*Provided data:*
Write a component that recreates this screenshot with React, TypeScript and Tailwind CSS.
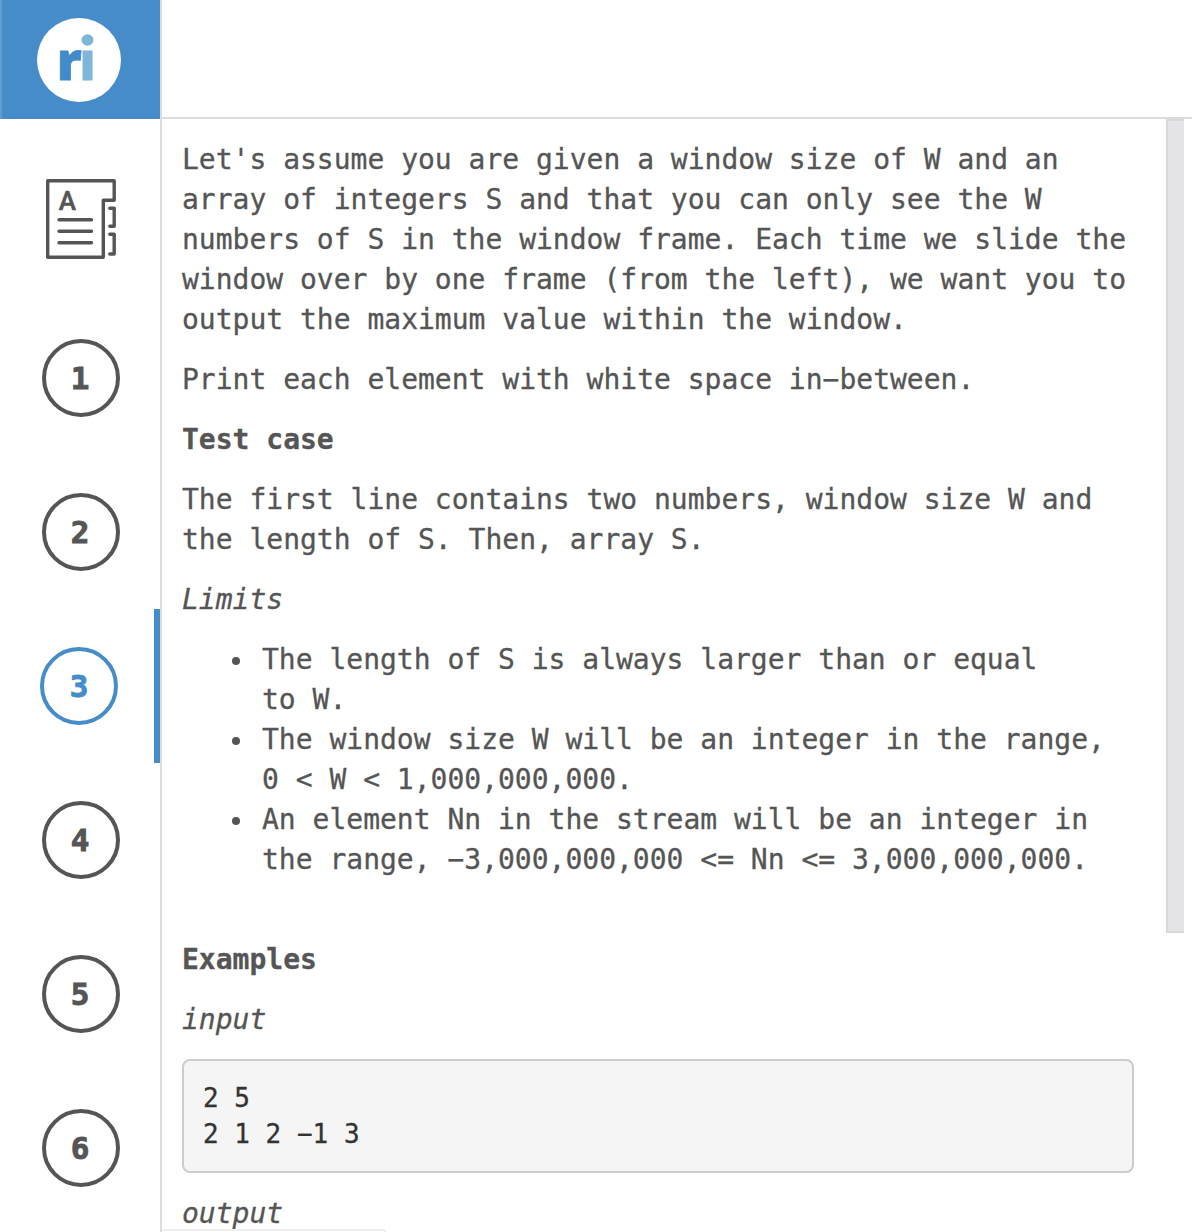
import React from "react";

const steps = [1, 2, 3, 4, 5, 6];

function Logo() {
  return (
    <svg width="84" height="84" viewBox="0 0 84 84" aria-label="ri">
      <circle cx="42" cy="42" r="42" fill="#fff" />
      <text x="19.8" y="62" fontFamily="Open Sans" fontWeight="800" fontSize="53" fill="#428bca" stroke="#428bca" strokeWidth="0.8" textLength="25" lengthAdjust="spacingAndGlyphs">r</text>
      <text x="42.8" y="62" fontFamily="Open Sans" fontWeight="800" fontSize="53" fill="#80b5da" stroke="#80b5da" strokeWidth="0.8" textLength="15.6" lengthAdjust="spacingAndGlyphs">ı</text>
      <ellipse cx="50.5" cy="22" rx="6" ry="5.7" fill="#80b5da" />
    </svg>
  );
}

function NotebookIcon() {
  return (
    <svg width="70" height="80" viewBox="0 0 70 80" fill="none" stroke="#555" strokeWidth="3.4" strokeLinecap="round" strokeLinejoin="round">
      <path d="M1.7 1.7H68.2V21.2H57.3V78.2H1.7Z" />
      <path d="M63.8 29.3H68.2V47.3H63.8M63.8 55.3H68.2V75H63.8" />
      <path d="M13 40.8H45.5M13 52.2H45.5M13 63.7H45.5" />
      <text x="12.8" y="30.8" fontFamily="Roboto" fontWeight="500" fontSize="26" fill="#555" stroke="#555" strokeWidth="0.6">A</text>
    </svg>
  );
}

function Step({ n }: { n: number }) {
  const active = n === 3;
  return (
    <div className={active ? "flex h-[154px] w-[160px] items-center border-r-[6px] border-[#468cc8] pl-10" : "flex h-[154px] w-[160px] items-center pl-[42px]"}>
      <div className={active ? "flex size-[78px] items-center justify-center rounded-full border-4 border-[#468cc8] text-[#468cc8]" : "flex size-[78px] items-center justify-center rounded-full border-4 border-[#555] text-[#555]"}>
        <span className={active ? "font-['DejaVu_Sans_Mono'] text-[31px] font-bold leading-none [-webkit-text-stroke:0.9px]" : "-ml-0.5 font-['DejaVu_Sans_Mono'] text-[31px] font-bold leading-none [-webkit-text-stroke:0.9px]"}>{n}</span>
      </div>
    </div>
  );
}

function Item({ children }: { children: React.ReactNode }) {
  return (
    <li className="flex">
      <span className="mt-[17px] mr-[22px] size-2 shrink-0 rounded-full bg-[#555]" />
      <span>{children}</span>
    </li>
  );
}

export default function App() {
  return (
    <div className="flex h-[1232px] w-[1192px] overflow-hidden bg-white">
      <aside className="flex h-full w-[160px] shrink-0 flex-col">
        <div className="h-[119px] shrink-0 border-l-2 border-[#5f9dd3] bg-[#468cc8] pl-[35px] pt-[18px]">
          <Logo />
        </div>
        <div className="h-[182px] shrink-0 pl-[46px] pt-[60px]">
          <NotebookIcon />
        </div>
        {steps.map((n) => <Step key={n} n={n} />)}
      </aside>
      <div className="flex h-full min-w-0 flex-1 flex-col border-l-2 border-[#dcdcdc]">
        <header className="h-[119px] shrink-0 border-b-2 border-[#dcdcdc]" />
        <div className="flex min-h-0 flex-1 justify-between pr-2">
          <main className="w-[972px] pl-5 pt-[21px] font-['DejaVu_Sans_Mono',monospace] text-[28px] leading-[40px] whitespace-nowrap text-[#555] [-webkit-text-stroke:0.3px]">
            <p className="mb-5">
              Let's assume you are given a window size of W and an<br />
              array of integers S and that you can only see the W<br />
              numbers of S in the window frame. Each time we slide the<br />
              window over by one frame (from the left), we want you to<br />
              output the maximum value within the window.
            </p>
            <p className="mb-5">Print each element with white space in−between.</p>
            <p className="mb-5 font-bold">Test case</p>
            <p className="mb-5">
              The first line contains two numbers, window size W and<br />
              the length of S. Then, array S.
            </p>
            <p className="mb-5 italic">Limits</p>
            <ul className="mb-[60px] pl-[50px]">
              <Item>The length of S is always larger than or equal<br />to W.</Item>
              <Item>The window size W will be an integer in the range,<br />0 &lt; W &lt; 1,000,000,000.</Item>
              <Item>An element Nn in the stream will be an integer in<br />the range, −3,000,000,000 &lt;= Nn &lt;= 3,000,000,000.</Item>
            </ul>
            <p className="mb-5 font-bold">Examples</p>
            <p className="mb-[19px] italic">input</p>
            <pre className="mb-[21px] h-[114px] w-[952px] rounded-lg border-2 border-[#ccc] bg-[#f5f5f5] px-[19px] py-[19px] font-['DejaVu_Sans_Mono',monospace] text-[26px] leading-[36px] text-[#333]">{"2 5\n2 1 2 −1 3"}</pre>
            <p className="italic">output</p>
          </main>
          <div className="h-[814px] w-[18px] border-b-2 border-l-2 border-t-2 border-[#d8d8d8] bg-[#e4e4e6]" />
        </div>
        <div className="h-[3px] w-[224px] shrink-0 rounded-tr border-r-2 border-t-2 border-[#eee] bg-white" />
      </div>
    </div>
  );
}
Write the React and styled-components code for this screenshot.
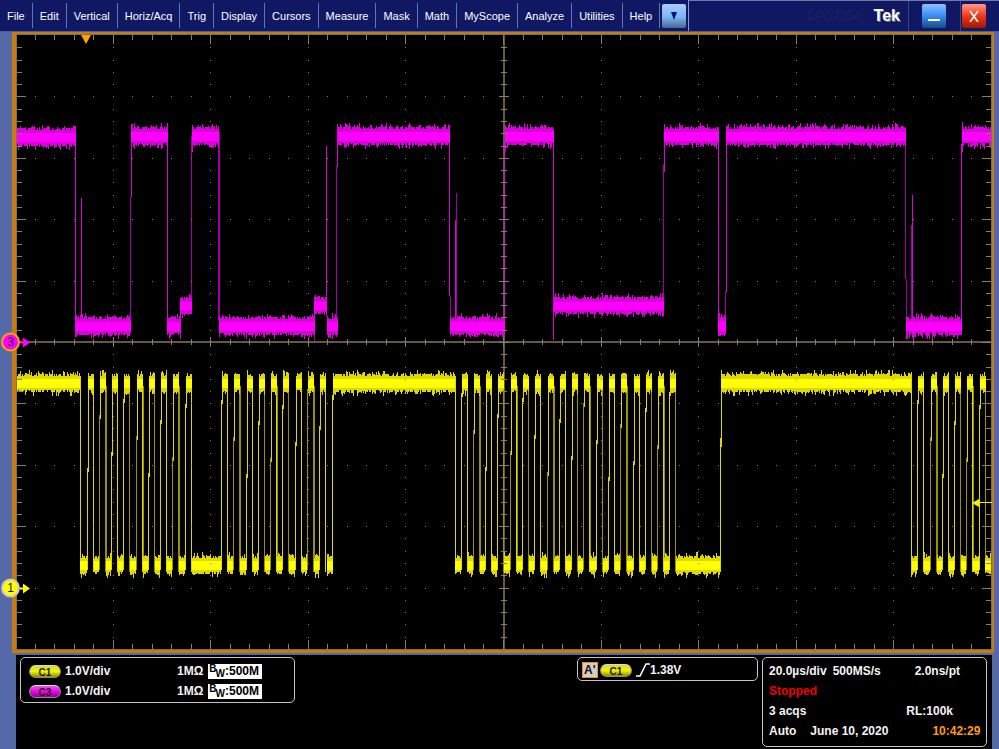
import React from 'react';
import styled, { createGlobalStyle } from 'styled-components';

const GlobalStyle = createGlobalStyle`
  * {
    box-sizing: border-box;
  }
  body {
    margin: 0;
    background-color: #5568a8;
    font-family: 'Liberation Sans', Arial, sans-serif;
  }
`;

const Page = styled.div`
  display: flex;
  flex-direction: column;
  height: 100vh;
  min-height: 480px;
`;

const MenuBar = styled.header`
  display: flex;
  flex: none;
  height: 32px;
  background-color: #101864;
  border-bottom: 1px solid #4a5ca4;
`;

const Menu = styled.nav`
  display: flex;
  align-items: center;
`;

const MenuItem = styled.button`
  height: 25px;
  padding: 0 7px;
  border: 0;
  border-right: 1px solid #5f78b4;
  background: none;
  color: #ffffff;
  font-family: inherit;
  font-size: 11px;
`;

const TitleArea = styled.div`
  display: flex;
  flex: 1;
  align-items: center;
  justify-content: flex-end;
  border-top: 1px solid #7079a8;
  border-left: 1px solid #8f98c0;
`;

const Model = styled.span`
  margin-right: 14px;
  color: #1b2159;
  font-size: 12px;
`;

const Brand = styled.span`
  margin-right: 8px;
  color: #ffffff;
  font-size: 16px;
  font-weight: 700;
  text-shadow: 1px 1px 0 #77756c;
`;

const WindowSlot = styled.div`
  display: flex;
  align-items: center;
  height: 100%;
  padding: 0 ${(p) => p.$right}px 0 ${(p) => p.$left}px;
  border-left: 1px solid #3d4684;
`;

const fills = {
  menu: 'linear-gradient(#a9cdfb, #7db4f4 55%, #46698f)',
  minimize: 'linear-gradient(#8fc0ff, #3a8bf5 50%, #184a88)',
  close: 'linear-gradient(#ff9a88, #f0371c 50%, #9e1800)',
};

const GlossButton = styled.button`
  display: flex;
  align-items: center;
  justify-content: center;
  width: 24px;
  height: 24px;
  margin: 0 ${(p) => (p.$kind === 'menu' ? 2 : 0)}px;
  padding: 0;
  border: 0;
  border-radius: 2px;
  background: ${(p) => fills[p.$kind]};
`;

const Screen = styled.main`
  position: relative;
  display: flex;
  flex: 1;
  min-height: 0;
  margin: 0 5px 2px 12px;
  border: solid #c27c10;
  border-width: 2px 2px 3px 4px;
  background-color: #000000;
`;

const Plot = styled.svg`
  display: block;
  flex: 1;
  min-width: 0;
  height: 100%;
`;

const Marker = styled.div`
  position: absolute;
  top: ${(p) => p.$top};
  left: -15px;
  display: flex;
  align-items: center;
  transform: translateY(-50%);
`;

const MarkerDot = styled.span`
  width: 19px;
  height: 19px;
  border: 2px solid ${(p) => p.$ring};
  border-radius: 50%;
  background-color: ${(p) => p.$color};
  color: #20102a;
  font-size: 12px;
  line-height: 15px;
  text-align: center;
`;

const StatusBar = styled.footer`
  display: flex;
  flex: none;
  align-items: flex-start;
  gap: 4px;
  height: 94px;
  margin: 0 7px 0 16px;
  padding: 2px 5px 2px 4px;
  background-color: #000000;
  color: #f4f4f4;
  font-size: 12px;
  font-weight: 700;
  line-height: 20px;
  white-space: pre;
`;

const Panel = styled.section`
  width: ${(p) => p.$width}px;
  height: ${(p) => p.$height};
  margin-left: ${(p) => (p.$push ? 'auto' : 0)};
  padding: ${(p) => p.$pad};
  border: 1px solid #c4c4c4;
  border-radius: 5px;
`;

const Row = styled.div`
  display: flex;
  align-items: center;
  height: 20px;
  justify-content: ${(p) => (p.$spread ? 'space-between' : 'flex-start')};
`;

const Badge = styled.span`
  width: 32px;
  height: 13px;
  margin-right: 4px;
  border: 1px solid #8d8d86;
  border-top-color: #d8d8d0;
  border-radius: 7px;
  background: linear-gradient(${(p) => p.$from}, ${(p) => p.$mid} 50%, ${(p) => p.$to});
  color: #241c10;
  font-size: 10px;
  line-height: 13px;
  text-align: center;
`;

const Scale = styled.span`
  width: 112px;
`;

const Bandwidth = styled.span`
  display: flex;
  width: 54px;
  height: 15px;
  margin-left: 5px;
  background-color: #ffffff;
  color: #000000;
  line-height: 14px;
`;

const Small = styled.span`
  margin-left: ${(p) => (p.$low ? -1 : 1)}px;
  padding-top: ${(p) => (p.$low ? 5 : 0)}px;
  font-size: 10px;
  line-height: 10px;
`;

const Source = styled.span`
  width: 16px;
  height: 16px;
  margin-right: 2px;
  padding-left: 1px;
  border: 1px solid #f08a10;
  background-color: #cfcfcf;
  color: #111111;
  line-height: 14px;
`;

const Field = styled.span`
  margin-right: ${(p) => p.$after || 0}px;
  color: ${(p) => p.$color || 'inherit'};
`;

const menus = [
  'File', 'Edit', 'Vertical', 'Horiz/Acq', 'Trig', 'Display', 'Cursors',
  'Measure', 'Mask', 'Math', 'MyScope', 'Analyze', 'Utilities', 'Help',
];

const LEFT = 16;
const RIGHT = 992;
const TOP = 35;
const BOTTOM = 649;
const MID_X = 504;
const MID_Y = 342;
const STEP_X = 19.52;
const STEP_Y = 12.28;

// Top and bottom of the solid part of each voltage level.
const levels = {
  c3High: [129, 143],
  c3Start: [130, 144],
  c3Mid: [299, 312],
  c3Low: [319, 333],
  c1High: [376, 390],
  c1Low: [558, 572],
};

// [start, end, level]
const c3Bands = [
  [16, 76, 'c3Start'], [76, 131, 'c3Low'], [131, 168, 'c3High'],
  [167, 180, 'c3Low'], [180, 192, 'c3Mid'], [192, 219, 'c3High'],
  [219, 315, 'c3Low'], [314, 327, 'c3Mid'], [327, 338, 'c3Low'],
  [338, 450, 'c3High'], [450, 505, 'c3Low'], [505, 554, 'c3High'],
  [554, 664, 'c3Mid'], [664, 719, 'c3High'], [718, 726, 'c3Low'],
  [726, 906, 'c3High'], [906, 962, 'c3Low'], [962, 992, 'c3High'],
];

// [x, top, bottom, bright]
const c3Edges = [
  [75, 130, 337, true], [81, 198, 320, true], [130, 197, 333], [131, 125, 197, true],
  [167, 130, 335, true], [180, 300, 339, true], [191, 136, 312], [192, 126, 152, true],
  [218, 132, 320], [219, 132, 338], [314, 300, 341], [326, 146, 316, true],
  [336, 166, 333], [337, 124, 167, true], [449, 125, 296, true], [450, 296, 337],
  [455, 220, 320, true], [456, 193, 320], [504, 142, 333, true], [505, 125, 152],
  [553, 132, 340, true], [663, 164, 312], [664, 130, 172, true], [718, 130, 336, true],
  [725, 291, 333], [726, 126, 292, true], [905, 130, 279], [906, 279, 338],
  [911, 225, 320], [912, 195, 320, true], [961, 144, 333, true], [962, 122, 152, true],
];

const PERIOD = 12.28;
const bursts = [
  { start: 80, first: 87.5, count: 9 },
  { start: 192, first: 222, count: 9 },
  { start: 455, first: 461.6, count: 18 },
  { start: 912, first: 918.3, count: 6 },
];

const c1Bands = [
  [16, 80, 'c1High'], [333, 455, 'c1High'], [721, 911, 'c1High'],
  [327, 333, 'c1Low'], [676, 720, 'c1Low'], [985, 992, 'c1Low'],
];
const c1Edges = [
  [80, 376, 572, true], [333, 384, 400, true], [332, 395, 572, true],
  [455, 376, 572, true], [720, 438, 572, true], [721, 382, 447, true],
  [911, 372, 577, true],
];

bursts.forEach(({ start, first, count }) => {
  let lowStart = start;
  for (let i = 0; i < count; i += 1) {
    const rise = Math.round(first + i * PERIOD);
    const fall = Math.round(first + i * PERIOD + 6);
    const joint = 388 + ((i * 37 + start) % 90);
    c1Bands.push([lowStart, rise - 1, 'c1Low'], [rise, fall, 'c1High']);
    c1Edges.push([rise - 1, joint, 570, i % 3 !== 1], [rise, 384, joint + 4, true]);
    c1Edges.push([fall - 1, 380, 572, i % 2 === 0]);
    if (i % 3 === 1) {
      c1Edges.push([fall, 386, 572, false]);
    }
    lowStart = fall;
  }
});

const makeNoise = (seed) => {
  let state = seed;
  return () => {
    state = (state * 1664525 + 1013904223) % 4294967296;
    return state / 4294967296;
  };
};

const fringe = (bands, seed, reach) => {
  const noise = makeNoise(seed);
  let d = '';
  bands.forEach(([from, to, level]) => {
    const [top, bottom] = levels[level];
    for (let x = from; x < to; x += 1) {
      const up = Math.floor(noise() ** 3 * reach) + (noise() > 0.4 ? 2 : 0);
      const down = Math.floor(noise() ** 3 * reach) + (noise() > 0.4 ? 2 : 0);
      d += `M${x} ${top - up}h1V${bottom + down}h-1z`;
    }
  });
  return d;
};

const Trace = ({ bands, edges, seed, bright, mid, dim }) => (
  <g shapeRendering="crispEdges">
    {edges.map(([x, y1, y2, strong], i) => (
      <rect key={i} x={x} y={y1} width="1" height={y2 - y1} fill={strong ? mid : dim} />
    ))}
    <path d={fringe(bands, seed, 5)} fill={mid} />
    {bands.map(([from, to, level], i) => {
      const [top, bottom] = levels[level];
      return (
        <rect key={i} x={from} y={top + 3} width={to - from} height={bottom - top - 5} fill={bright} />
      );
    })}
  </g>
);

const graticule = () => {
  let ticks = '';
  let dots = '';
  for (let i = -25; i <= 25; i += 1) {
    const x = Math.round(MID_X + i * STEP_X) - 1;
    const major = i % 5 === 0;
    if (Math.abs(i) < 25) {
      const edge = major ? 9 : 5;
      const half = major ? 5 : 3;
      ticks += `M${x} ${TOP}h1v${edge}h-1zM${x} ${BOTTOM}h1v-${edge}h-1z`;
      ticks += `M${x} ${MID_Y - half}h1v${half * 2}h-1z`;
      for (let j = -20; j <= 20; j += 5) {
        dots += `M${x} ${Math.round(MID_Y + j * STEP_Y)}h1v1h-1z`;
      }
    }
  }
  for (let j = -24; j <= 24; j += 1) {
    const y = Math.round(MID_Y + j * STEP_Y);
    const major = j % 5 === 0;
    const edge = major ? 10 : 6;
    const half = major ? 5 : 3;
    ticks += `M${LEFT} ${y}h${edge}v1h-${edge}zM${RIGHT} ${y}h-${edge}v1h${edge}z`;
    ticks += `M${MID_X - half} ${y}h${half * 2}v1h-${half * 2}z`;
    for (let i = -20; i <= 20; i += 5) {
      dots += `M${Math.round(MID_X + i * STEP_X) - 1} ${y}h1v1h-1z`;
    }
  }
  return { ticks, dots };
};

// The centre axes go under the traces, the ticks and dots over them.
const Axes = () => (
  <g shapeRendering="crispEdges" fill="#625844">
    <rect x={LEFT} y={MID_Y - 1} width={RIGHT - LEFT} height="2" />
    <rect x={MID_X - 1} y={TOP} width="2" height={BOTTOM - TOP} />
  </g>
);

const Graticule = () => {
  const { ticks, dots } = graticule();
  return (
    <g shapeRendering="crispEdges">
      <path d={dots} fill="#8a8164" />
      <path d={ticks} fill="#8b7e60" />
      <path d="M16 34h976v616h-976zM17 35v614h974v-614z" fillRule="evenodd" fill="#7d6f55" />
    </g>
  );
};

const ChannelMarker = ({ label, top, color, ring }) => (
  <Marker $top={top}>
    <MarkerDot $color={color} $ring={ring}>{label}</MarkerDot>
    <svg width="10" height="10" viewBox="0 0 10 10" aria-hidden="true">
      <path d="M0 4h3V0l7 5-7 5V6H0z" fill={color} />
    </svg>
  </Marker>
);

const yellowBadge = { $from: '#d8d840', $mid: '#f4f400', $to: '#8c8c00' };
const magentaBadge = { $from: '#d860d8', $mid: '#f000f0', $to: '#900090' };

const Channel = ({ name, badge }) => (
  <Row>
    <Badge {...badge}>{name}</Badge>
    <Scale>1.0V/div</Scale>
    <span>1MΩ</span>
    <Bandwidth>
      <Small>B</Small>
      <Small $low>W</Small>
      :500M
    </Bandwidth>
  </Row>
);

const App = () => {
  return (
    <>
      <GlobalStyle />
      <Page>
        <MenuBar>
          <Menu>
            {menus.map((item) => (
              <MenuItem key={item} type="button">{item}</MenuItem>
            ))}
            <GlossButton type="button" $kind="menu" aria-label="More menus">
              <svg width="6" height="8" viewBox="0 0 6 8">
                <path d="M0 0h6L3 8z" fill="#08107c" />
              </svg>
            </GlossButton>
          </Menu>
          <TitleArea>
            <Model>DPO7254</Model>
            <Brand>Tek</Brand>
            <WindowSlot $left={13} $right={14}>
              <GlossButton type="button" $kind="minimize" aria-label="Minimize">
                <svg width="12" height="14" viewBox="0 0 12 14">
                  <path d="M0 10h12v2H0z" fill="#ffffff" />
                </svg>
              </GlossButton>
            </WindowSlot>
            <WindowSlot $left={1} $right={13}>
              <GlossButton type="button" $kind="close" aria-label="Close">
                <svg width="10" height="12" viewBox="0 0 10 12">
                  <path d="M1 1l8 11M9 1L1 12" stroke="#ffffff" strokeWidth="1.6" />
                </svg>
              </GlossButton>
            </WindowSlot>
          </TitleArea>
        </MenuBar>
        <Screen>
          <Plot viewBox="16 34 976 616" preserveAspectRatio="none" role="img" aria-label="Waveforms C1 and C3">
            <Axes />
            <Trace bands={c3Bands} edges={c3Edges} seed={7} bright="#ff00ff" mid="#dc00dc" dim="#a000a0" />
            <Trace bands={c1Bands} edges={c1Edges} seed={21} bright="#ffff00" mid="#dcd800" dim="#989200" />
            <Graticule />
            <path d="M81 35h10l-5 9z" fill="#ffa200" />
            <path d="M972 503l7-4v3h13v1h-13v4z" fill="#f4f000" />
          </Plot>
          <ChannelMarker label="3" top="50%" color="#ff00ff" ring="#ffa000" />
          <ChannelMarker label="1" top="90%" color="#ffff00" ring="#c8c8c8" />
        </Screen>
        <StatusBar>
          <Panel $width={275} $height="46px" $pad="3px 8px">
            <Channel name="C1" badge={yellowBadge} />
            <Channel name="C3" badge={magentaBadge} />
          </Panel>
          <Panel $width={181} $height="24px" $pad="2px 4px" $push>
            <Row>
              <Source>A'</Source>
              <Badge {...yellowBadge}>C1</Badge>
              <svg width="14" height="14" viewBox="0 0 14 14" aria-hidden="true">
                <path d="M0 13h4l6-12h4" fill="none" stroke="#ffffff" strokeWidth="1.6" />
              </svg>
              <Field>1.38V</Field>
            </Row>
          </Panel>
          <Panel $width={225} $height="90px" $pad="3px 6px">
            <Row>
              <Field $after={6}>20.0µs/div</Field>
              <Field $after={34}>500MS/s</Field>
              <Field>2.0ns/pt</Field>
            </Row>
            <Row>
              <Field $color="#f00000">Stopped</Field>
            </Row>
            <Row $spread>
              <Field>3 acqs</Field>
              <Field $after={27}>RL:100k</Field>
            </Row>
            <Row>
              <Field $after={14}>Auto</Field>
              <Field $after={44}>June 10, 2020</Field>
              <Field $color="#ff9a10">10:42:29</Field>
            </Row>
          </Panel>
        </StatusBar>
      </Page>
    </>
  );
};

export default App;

*Problem details:*
Pictures do not belong in the copy. Repeat only the lines from the top of the records through the line containing "const steps = [1, 2, 3, 4, 5, 6];".

*Solved exercise:*
Write a component that recreates this screenshot with React, TypeScript and Tailwind CSS.
import React from "react";

const steps = [1, 2, 3, 4, 5, 6];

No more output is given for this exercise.